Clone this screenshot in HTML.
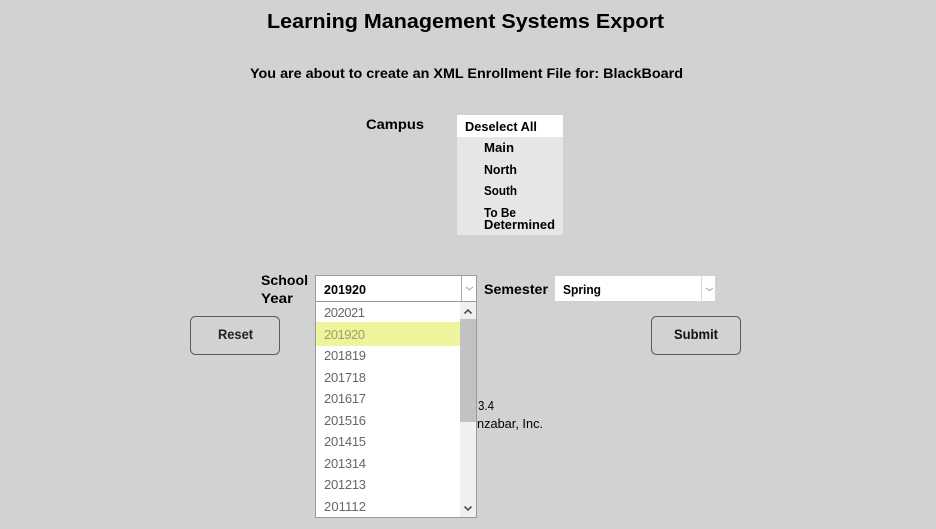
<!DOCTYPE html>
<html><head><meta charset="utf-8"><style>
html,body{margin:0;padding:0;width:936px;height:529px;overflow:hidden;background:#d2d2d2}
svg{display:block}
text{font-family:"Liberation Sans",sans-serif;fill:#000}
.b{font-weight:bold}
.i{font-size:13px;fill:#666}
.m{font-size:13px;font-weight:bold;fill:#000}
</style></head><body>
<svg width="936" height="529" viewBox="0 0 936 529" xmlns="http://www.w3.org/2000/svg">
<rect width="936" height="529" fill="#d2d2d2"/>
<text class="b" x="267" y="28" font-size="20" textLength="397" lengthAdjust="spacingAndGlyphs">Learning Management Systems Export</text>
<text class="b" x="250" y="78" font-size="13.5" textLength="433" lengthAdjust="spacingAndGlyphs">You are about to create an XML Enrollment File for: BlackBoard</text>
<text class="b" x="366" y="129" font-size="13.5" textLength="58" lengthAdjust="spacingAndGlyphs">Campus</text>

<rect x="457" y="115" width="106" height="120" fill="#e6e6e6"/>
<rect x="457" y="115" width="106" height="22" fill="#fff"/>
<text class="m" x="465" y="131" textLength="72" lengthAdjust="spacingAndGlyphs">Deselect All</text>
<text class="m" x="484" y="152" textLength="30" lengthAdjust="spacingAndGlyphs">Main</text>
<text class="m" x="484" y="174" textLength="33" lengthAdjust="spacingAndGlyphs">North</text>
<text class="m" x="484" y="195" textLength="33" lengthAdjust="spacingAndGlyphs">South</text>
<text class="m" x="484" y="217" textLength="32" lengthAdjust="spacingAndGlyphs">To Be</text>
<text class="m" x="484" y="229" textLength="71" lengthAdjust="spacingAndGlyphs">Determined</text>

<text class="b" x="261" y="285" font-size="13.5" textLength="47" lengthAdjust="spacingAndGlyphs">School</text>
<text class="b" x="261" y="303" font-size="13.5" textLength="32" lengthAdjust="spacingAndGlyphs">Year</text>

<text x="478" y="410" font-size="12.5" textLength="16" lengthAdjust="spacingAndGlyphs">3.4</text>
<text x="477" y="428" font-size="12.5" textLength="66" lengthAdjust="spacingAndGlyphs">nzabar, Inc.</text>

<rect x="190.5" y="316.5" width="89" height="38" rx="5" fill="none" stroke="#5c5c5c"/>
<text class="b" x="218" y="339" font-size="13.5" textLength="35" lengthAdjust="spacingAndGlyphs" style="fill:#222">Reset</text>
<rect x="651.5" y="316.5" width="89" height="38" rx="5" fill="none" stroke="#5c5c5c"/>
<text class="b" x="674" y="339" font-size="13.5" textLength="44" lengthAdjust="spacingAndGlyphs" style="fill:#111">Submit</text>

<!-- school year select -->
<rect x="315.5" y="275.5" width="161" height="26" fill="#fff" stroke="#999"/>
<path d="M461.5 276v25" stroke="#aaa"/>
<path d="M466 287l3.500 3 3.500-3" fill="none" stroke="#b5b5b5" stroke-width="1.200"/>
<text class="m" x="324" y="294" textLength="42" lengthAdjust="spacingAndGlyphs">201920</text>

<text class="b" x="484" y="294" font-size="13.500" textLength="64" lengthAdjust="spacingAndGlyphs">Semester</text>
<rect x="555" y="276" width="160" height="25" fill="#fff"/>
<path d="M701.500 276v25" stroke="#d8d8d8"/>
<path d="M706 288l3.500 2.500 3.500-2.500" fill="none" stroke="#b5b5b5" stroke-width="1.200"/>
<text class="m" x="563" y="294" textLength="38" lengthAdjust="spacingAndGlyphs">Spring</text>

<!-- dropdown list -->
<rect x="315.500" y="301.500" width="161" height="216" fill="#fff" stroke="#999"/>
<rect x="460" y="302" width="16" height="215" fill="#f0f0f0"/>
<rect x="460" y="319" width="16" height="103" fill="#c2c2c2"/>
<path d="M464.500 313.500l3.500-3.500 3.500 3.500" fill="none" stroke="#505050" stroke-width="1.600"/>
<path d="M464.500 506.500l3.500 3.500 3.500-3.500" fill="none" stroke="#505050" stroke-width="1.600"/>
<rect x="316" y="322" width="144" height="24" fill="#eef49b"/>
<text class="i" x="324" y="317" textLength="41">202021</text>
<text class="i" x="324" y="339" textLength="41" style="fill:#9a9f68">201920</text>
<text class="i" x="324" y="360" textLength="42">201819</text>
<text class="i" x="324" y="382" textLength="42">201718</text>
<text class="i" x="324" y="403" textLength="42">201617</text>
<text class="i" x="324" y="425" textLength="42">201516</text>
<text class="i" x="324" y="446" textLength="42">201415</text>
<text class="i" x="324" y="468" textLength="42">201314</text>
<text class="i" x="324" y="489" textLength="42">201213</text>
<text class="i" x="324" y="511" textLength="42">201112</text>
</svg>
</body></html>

+++

Task objective:
Reproduce each line exactly, please, except for any pictures.

Solution for this task:
Clone this screenshot in HTML.
<!DOCTYPE html>
<html><head><meta charset="utf-8"><style>
html,body{margin:0;padding:0;width:936px;height:529px;overflow:hidden;background:#d2d2d2}
svg{display:block}
text{font-family:"Liberation Sans",sans-serif;fill:#000}
.b{font-weight:bold}
.i{font-size:13px;fill:#666}
.m{font-size:13px;font-weight:bold;fill:#000}
</style></head><body>
<svg width="936" height="529" viewBox="0 0 936 529" xmlns="http://www.w3.org/2000/svg">
<rect width="936" height="529" fill="#d2d2d2"/>
<text class="b" x="267" y="28" font-size="20" textLength="397" lengthAdjust="spacingAndGlyphs">Learning Management Systems Export</text>
<text class="b" x="250" y="78" font-size="13.5" textLength="433" lengthAdjust="spacingAndGlyphs">You are about to create an XML Enrollment File for: BlackBoard</text>
<text class="b" x="366" y="129" font-size="13.5" textLength="58" lengthAdjust="spacingAndGlyphs">Campus</text>

<rect x="457" y="115" width="106" height="120" fill="#e6e6e6"/>
<rect x="457" y="115" width="106" height="22" fill="#fff"/>
<text class="m" x="465" y="131" textLength="72" lengthAdjust="spacingAndGlyphs">Deselect All</text>
<text class="m" x="484" y="152" textLength="30" lengthAdjust="spacingAndGlyphs">Main</text>
<text class="m" x="484" y="174" textLength="33" lengthAdjust="spacingAndGlyphs">North</text>
<text class="m" x="484" y="195" textLength="33" lengthAdjust="spacingAndGlyphs">South</text>
<text class="m" x="484" y="217" textLength="32" lengthAdjust="spacingAndGlyphs">To Be</text>
<text class="m" x="484" y="229" textLength="71" lengthAdjust="spacingAndGlyphs">Determined</text>

<text class="b" x="261" y="285" font-size="13.5" textLength="47" lengthAdjust="spacingAndGlyphs">School</text>
<text class="b" x="261" y="303" font-size="13.5" textLength="32" lengthAdjust="spacingAndGlyphs">Year</text>

<text x="478" y="410" font-size="12.5" textLength="16" lengthAdjust="spacingAndGlyphs">3.4</text>
<text x="477" y="428" font-size="12.5" textLength="66" lengthAdjust="spacingAndGlyphs">nzabar, Inc.</text>

<rect x="190.5" y="316.5" width="89" height="38" rx="5" fill="none" stroke="#5c5c5c"/>
<text class="b" x="218" y="339" font-size="13.5" textLength="35" lengthAdjust="spacingAndGlyphs" style="fill:#222">Reset</text>
<rect x="651.5" y="316.5" width="89" height="38" rx="5" fill="none" stroke="#5c5c5c"/>
<text class="b" x="674" y="339" font-size="13.5" textLength="44" lengthAdjust="spacingAndGlyphs" style="fill:#111">Submit</text>

<!-- school year select -->
<rect x="315.5" y="275.5" width="161" height="26" fill="#fff" stroke="#999"/>
<path d="M461.5 276v25" stroke="#aaa"/>
<path d="M466 287l3.500 3 3.500-3" fill="none" stroke="#b5b5b5" stroke-width="1.200"/>
<text class="m" x="324" y="294" textLength="42" lengthAdjust="spacingAndGlyphs">201920</text>

<text class="b" x="484" y="294" font-size="13.500" textLength="64" lengthAdjust="spacingAndGlyphs">Semester</text>
<rect x="555" y="276" width="160" height="25" fill="#fff"/>
<path d="M701.500 276v25" stroke="#d8d8d8"/>
<path d="M706 288l3.500 2.500 3.500-2.500" fill="none" stroke="#b5b5b5" stroke-width="1.200"/>
<text class="m" x="563" y="294" textLength="38" lengthAdjust="spacingAndGlyphs">Spring</text>

<!-- dropdown list -->
<rect x="315.500" y="301.500" width="161" height="216" fill="#fff" stroke="#999"/>
<rect x="460" y="302" width="16" height="215" fill="#f0f0f0"/>
<rect x="460" y="319" width="16" height="103" fill="#c2c2c2"/>
<path d="M464.500 313.500l3.500-3.500 3.500 3.500" fill="none" stroke="#505050" stroke-width="1.600"/>
<path d="M464.500 506.500l3.500 3.500 3.500-3.500" fill="none" stroke="#505050" stroke-width="1.600"/>
<rect x="316" y="322" width="144" height="24" fill="#eef49b"/>
<text class="i" x="324" y="317" textLength="41">202021</text>
<text class="i" x="324" y="339" textLength="41" style="fill:#9a9f68">201920</text>
<text class="i" x="324" y="360" textLength="42">201819</text>
<text class="i" x="324" y="382" textLength="42">201718</text>
<text class="i" x="324" y="403" textLength="42">201617</text>
<text class="i" x="324" y="425" textLength="42">201516</text>
<text class="i" x="324" y="446" textLength="42">201415</text>
<text class="i" x="324" y="468" textLength="42">201314</text>
<text class="i" x="324" y="489" textLength="42">201213</text>
<text class="i" x="324" y="511" textLength="42">201112</text>
</svg>
</body></html>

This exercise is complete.